それと同時にちょっぴり焦り気味の夫。「一親一言語」で行くのだから「英語だけで話すように」と何度注意しても、Eの日本語の語彙が増えるにつれて「わかった?」などと日本語で話しかけている。しかし、「日本語が第一言語になっている」という私の指摘で、ここ数日はかなり意識的に英語で話しかけようとしている。英語での質問にも、しかし、次のように日本語で答えるE。
夫: What did you do today?
E: えーっと、Meクイーンズパーク ginko(銀杏)ひろった

明らかに日本語が第一言語になっているように今のところは見える。ただし、Eの言語発達の過程はめまぐるしく変わるので、これも一時的なことかも知れないけれど・・・。

Tuesday, November 3, 2009

吃音と「話したい」という欲求


Eが一生懸命に話している様子は、脳機能を100%駆使してそれを言葉として結実させようとしているようで、ことばが無理なく自然に出てくる私には新鮮な驚きとして映る。それを見ていると、私たち人間には、自分の思いを伝えたい、相手とコミュニケーションしたい、という欲求が備わっているのだろうと思う。

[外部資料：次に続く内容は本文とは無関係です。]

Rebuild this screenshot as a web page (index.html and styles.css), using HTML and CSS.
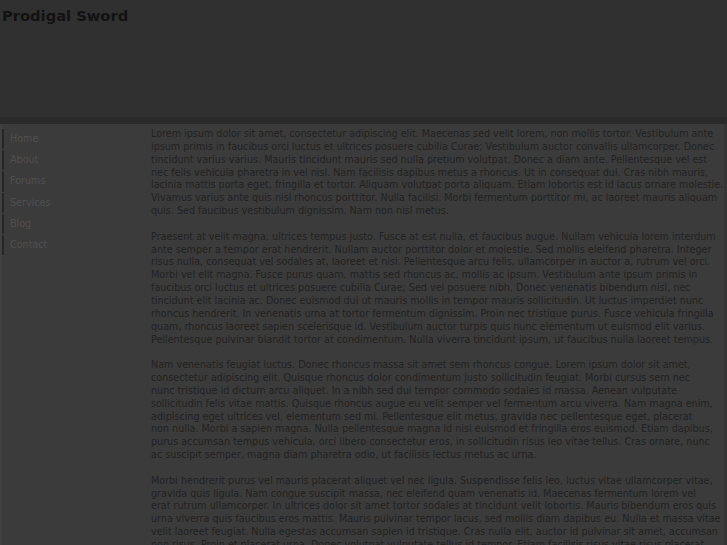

1週間ほど前から気がついたのだが、一生懸命にしゃべっているので、よくどもっているE。「Me, me, me,me…」と言って何か言おうとしているのに出てこず、自分で笑っているのをみると、自覚もある様子。最初はほとんど気にしてなかった私だけれど、夫は気になったようですぐに調べていた。そして、「幼児にはよくある現象で、自然に治っていくものだから心配しなくていい。矯正しようとしない」ようにと私に言った。

そういえば、数日前に図書館で3歳くらいの女の子が私のところへ来て前に置いた本を指しながら「Is this,is this,is this...」とうまく言えない様子だったので、「This is not mine. Please take it」と答えたのだった。そのときは気にもとめてなかったけれど、これも「よくある現象」?

「よくある現象」とはどのくらいの比率? で、私も調べてみると、それが案外と「よくある」わけではないことがわかった。2歳からの幼児期に始まるいわゆる「吃音」は、発達性吃音と呼ばれる。この時期はもちろん、子どもの言語発達が急激に伸びる時期であって、それと関連があるようだが、はっきりとした原因は実はわかっていない。頻発率は5%で、男子と女子を比べると男子が圧倒的に多い。学校に行くころになると自然と治るケースがほとんどであるという。

専門家による研究の結果、はっきりした原因がわかっていないのだから、私に何か言えるわけではないのだが、Eの様子を見ていると、どうも英語の方がどもっている回数が多いような気がする。ただ、早口だったり、完璧な文章ではなかったり、文章をよく言い換えたりしているのは私の日本語で、英語話者の夫はいつも意識的にゆっくりとEに話しかけているし、彼のことばはかなり明瞭で分かりやすい。なので、どうして英語でどもっているのか疑問が残るが、ま、スピーチセラピストに連絡するのもちょっと待って、今のところは経過を見ておくことにしよう。